**Task prompt**
Return the number of lines holding "index", with nothing added.

**Records for the task**
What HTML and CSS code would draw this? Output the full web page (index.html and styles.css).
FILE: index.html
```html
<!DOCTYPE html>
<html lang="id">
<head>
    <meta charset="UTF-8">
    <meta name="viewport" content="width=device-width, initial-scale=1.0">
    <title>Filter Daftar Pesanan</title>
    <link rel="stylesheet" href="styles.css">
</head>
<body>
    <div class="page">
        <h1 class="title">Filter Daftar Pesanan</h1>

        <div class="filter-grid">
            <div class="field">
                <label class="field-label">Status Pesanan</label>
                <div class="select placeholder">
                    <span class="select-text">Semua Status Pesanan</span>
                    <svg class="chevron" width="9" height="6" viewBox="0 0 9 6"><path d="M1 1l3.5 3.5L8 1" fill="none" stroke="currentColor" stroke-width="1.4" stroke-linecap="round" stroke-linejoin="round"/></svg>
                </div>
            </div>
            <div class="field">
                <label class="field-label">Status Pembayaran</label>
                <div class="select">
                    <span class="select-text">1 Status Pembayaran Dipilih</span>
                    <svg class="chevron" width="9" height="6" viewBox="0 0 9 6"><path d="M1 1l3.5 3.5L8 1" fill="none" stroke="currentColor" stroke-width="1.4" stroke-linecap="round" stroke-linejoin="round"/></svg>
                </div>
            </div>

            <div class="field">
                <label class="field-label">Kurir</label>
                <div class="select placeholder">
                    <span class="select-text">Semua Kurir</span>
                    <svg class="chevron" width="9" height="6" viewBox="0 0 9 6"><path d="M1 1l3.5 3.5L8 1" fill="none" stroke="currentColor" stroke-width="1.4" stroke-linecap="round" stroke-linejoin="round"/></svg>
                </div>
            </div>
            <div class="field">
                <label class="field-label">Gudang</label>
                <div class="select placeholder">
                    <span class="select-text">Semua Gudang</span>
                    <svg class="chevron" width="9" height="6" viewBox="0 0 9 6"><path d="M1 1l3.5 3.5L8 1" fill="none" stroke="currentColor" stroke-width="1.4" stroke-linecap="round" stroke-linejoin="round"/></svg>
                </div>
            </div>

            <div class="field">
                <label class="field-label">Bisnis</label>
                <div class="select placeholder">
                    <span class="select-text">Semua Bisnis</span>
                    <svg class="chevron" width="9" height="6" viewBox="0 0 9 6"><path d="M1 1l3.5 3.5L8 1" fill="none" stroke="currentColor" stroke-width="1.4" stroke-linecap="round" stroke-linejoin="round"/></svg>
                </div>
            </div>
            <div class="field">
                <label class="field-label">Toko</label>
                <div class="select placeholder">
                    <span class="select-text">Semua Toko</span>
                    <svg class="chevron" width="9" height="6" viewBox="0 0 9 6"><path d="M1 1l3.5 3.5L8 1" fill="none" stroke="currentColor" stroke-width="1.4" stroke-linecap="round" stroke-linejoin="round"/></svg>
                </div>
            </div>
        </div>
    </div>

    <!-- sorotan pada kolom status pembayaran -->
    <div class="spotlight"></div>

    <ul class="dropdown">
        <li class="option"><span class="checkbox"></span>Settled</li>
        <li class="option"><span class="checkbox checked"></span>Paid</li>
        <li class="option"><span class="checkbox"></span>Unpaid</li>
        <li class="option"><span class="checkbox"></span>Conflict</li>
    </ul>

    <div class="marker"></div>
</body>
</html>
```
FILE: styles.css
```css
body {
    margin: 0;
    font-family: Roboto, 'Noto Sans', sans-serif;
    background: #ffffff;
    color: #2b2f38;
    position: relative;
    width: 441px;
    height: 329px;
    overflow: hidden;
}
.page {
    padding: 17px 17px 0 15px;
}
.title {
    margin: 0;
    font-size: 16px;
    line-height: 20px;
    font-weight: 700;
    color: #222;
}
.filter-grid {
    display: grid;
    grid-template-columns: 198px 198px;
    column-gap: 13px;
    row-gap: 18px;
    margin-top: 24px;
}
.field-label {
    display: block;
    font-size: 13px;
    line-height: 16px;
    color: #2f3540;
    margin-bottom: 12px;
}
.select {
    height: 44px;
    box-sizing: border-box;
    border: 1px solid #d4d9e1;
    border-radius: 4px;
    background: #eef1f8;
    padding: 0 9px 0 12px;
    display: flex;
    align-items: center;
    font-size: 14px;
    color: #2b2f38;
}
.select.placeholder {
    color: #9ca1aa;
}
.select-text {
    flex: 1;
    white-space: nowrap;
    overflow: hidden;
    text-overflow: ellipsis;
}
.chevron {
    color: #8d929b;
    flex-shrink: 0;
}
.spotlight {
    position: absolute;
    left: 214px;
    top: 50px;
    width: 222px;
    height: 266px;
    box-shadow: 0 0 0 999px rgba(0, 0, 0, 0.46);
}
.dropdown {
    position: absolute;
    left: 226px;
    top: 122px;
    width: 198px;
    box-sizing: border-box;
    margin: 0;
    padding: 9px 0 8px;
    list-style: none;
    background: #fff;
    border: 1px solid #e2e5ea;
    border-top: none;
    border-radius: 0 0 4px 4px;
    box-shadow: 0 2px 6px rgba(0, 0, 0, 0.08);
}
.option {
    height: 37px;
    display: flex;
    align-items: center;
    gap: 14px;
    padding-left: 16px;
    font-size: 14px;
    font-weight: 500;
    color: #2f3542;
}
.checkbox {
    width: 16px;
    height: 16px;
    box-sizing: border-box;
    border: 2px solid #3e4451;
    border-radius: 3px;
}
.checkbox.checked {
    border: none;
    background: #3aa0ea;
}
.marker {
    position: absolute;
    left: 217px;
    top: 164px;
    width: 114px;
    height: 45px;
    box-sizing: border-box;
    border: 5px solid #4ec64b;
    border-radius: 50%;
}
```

* * *

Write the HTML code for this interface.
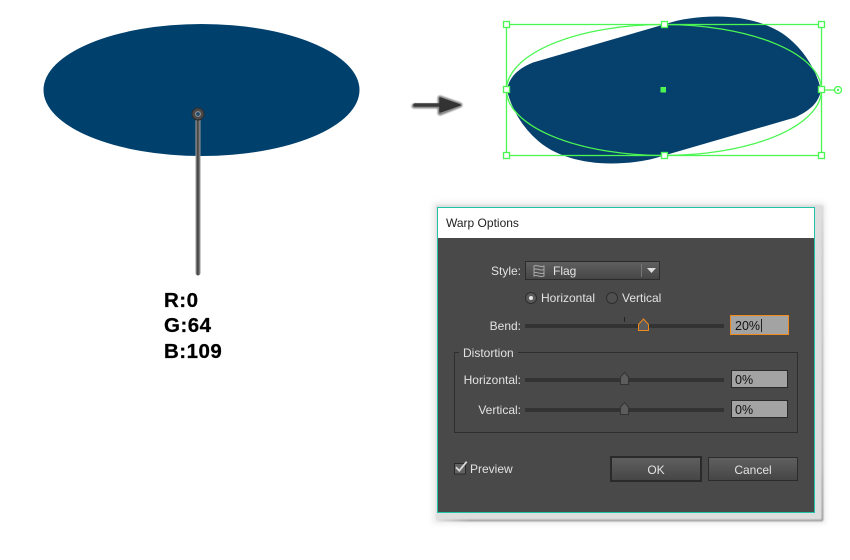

**Task response**
2